This July 4th, like every other I remember, I’m going to a birthday party for a nation. But what makes this party unique from others is that the birthday girl—America—thinks she’s the fairest of them all. According to a 2013 Rasmussen poll, 59 percent of likely U.S. voters believe the United States is more exceptional than other nations. Just 27 percent disagree.
“On the Fourth of July, we don’t only celebrate the birth of our nation,” writes conservative columnists Ken Blackwell and Ken Klukowski. “We celebrate American exceptionalism—everything that makes the United States the greatest nation on earth.”
The term “American exceptionalism” is not a new one; it’s often traced back to Alexis de Tocqueville and the belief that our economic underpinnings were extraordinary. In recent years, however, the term has grown and evolved as American politicians have trumpeted it with increasing frequency. But is America better than other nations, and if so, is it something Christians should shout from their star-spangled rooftops?
America is the most charitable country in the world. Each year, Americans voluntarily donate hundreds of billions of dollars to churches, non-profits and humanitarian agencies. We are one of the freest countries in the world. Americans can worship whatever god they choose whenever they choose, and no one here can force his wife to cover her face in public. Many living conditions are better in America than elsewhere. Unlike much of the world, clean water is a readily available commodity and the average wage is much higher than most of the world.
America is great. In our sinew and our spirit, we are a great people living in a great nation. That’s why countries look to us when drafting constitutions and forming governments. That’s why we spend so much time debating immigration, not emigration.
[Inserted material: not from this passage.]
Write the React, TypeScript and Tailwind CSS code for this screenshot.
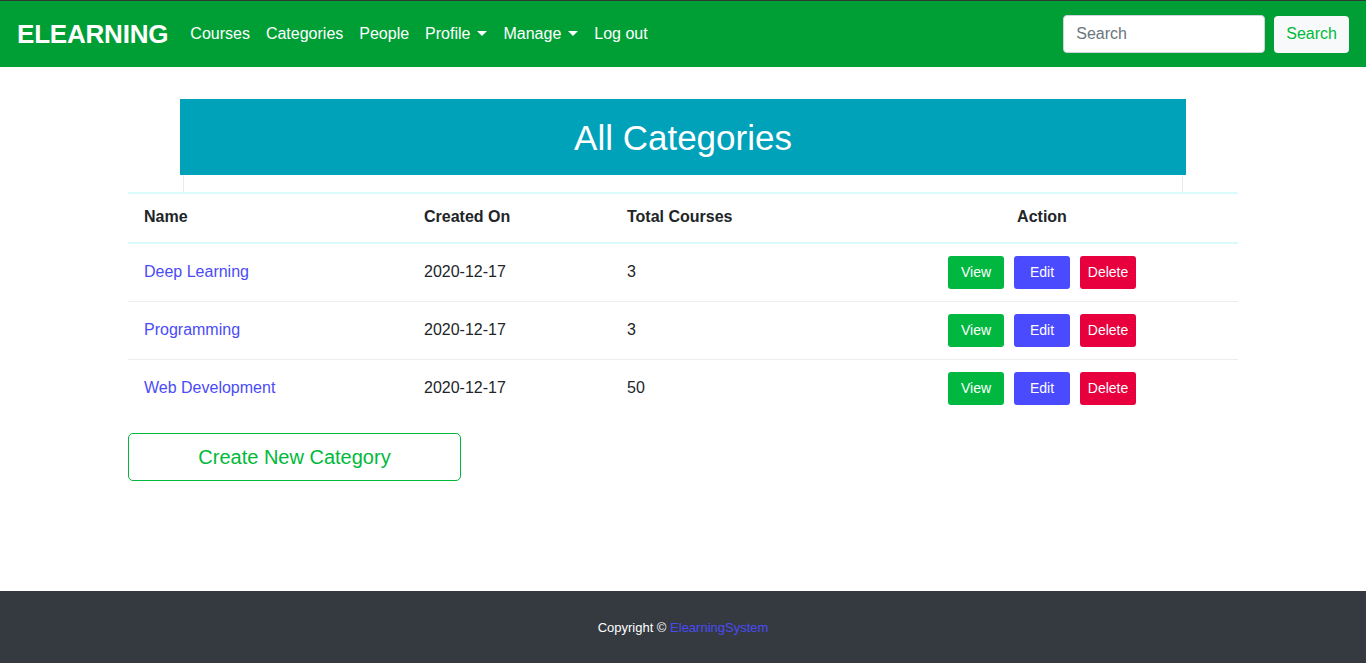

This is a wonderful place to live, and many citizens of other nations are clamoring to come here while our citizens largely stay put.
The politically correct police might have us believe all countries are exceptional in their own way, but such assertions are thin and meaningless. They’re reminiscent of a scene from “The Incredibles” in which the mother says, “Everyone’s special” and the son replies, “Which is another way of saying no one is.”
Even though I believe America is exceptional, I am not an “American exceptionalist.” Why? Because the former is rooted in objective facts and the latter is built upon bad theology and is counterproductive.